We've spoken more than once. This you know - you're not dumb so I won't even try to play you like that.
He's said some of the most beautiful and wonderful things - things he's never been able to say before - he now says with ease and I'm not talking "I Love you" - I'm talking some seriously deep shit here. He has said these things with confidence and vigor - something he's always lacked. He said, "I'm not out to prove anything to you....because I should already be doing all of these things. But I want you to see first hand how different I am and how different my life is."
We've talked at great length - I mean GREAT length - about what went wrong with the relationship - the problems, the situations, why they happened and he said it, "Meredith none of it was your fault. It was all me. I was a scumbag and I was selfish, none of it was you. You were always trying to help." - we have always been able to talk, but that's just it, it was always talk, this time he it seems like he can back it up.
He has said things that have brought me to tears and like always, he was there to pick me up - tell me to keep my chin up. The person I have spoken to on the phone is the EXACT man I was hoping he would always be - the person I waited around 2 years for is making an appearance and it seems like he's here to stay. He's ready to be a man not an asshole.

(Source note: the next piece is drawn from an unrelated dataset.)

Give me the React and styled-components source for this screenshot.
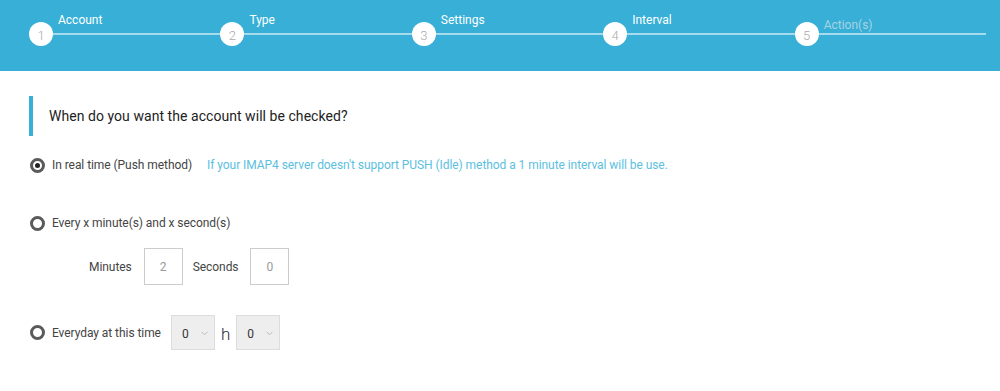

I'm EXTREMELY skeptical. Trust me I am. SHIT, you HAVE NO IDEA how skeptical I am. Take your skeptism and multiply by a babillion. I've made it VERY clear that nothing will happen anytime soon - any and all friendship or whatever you want to call it will be so damn slow because I still bare the scars.

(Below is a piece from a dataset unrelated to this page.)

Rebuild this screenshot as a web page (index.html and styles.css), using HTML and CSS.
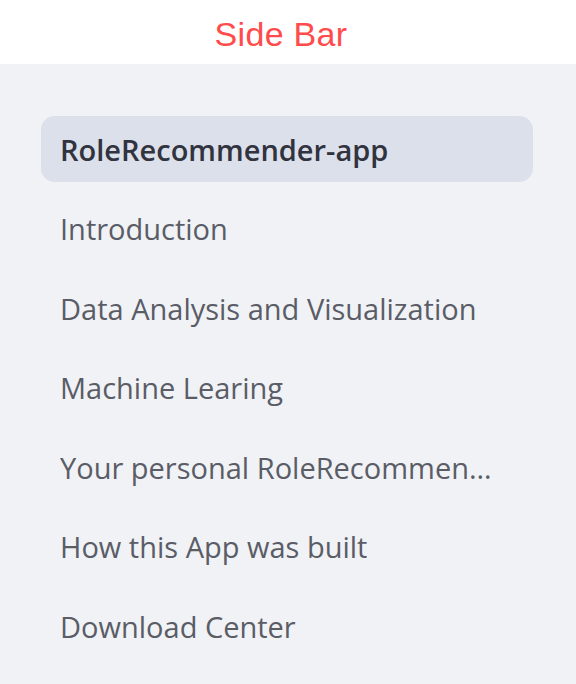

I'm not going to blow smoke up your ass - and if you want to think I'm stupid or even an asshole for talking to him - FUCK YOU. The biggest problem in our relationship has been removed- from what I've been told and can see. Of course time will only tell, but - BUT if he has in fact changed those things, then I will allow him to slowly creep back into my life.
By no means will I stop having fun, going out with my guurrrrls and by NO means will I stop looking for someone. I can't - I'd be an idiot. I'm still headed to Boston, St. Martaan and perhaps even South Beach again for my birthday (that's still an open invite people).
It's still there though. Never in my entire life could I ever believe that I could have a connection or bond with someone else like I have with him. I will say this until the day I die. Is there ONE person in your life that you are meant to be with? I don't think so, but I do believe in unspoken bonds and connections. I believe that you can be truly deep with someone in a way you've never been with anyone else.
He said it is unfortunate that things, meaning the ENTIRE relationship, happened the way they did. I am the love of his life and he had to learn the hard way how fast that could be taken away - how much I really did mean to him. He said it, he truly believes that things happen for a reason and if losing me was the wake up call, he's glad it happened. I told him I have no pity for him or anything that has happened to him in the last few months and he said he doesn't want pity. It happened for a reason, but he can't help but thank god that his prayers have been answered and he was able to say what he's said to me in recent conversations.
I have a great support system around me, I have my very good friends and I know their love for me alone will not allow me to make the mistakes I've made before. My own fucking mind won't allow it either. I'm way smarter this time around. I DO want to believe he has changed, because if he has, then its ok for me to allow him back into my life - but if that mother fucker shows an ounce of his old "ways" - forget it. I told him, "I've left you once, I have no problem doing it again. Consider yourself a big lake and I’m a child standing on the shore sticking my toe in testing the water. Is it safe? It looks very scary, I can’t see the bottom, I don’t know how deep the water is – or even what the temperature is. Before I didn’t care. I cannonballed. I dove right in not worried about consequences and before I knew it, I was drowning in you. I can’t let that happen."
He said it - everything happens at my pace. This time I'm uno numero, its all about Princess Meredith. He's excited to make it about me, to show me what he is really all about.
I'm not sure how I feel about it. Once again I turn to this website to let it all out - writing this out helps me think. It connects me with myself - my heart and brain come together to formulate a decision. They are both screaming "CAUTION" - but they also both want to see if this is real. I don't see anythig wrong with what I'm doing. I don't - because again, there is that union between us that makes it FEEL right. The second it feels icky, I'm out. ABORT! ABORT! will ring in my ears and I'll be out......but, I can't help it, I need to feel this out.....slowly.